ABSTRACT

This extract is a version of the lost pamphlet The Examination and Confession of a notorious Witch named Mother Arnold from A World of Wonders. A Masse of Murthers. A Covie of Cosonages (1595).

In 1574 or 1575 a pamphlet entitled The Examination and Confession of a notorious Witch named Mother Arnold, alias Whitecote, alias Glastonbury at the Assize of Burnt wood in July 1574; who was hanged for Witchcraft at Barking, was published. It was a topical account of Cecilia (or Cecily) Glasenberye, who has already been mentioned in A true and just Recorde (1582) and The Apprehension and confession of three notorious Witches (1589).
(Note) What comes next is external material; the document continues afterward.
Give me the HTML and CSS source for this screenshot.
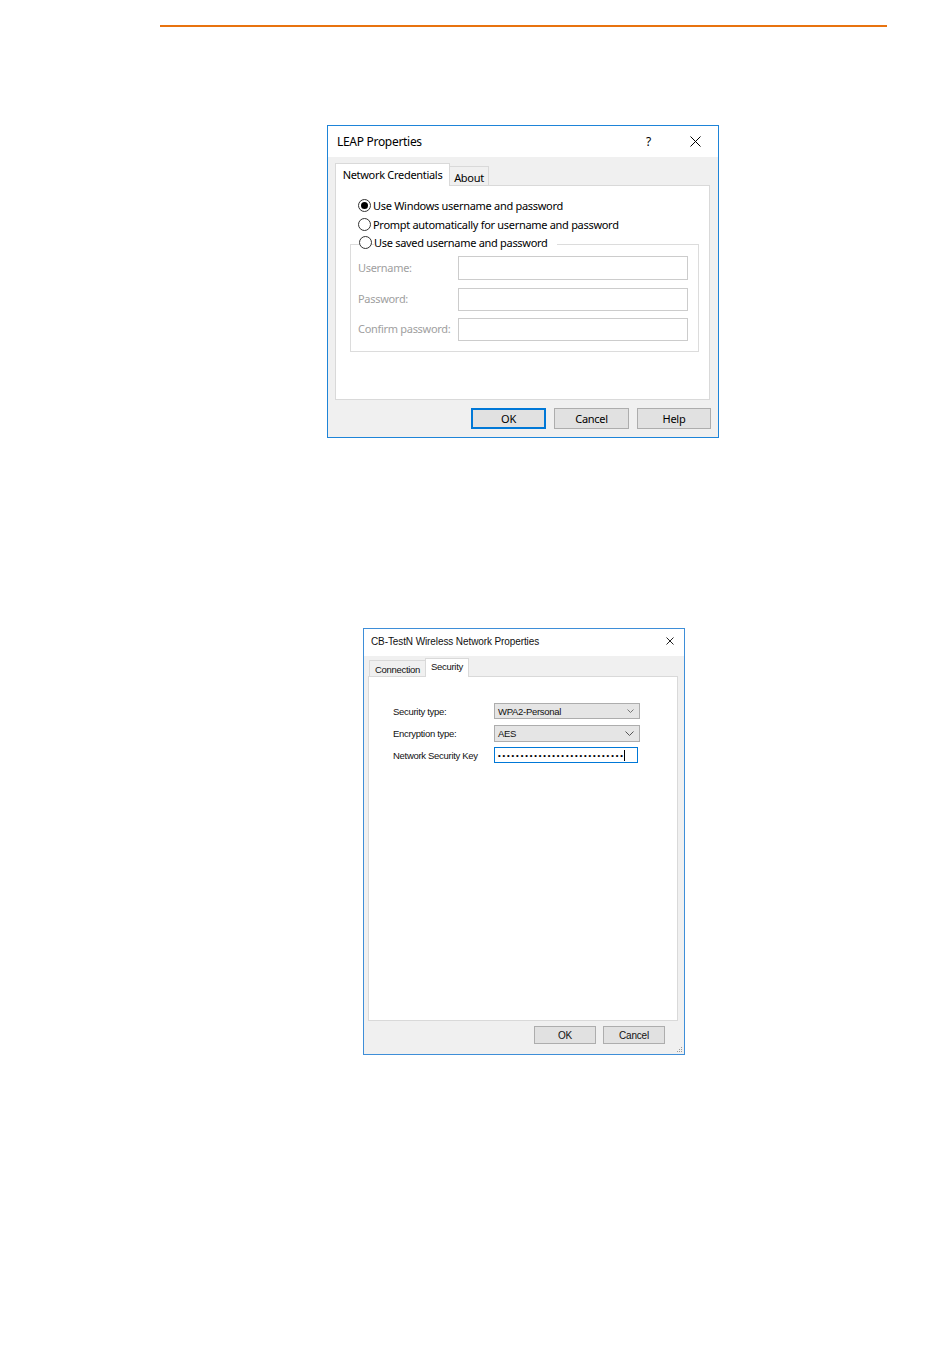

She was tried at Brentwood on 19 July 1574. We know that she was ‘mother Arnold’ because on her indictments the name ‘Arnolde’ has been written and then scratched out. Some documentation of her trial survives, but it only mentions one of the cases described in the pamphlet, that of William Newman. The original pamphlet may have been compiled from informations, or paraphrases of them, about events which never came to trial. Clearly gossip might also play a part in constructing Mother Arnold’s story. Over the subsequent centuries, the original account of the case was lost completely and remains so – presumably all copies of it were destroyed.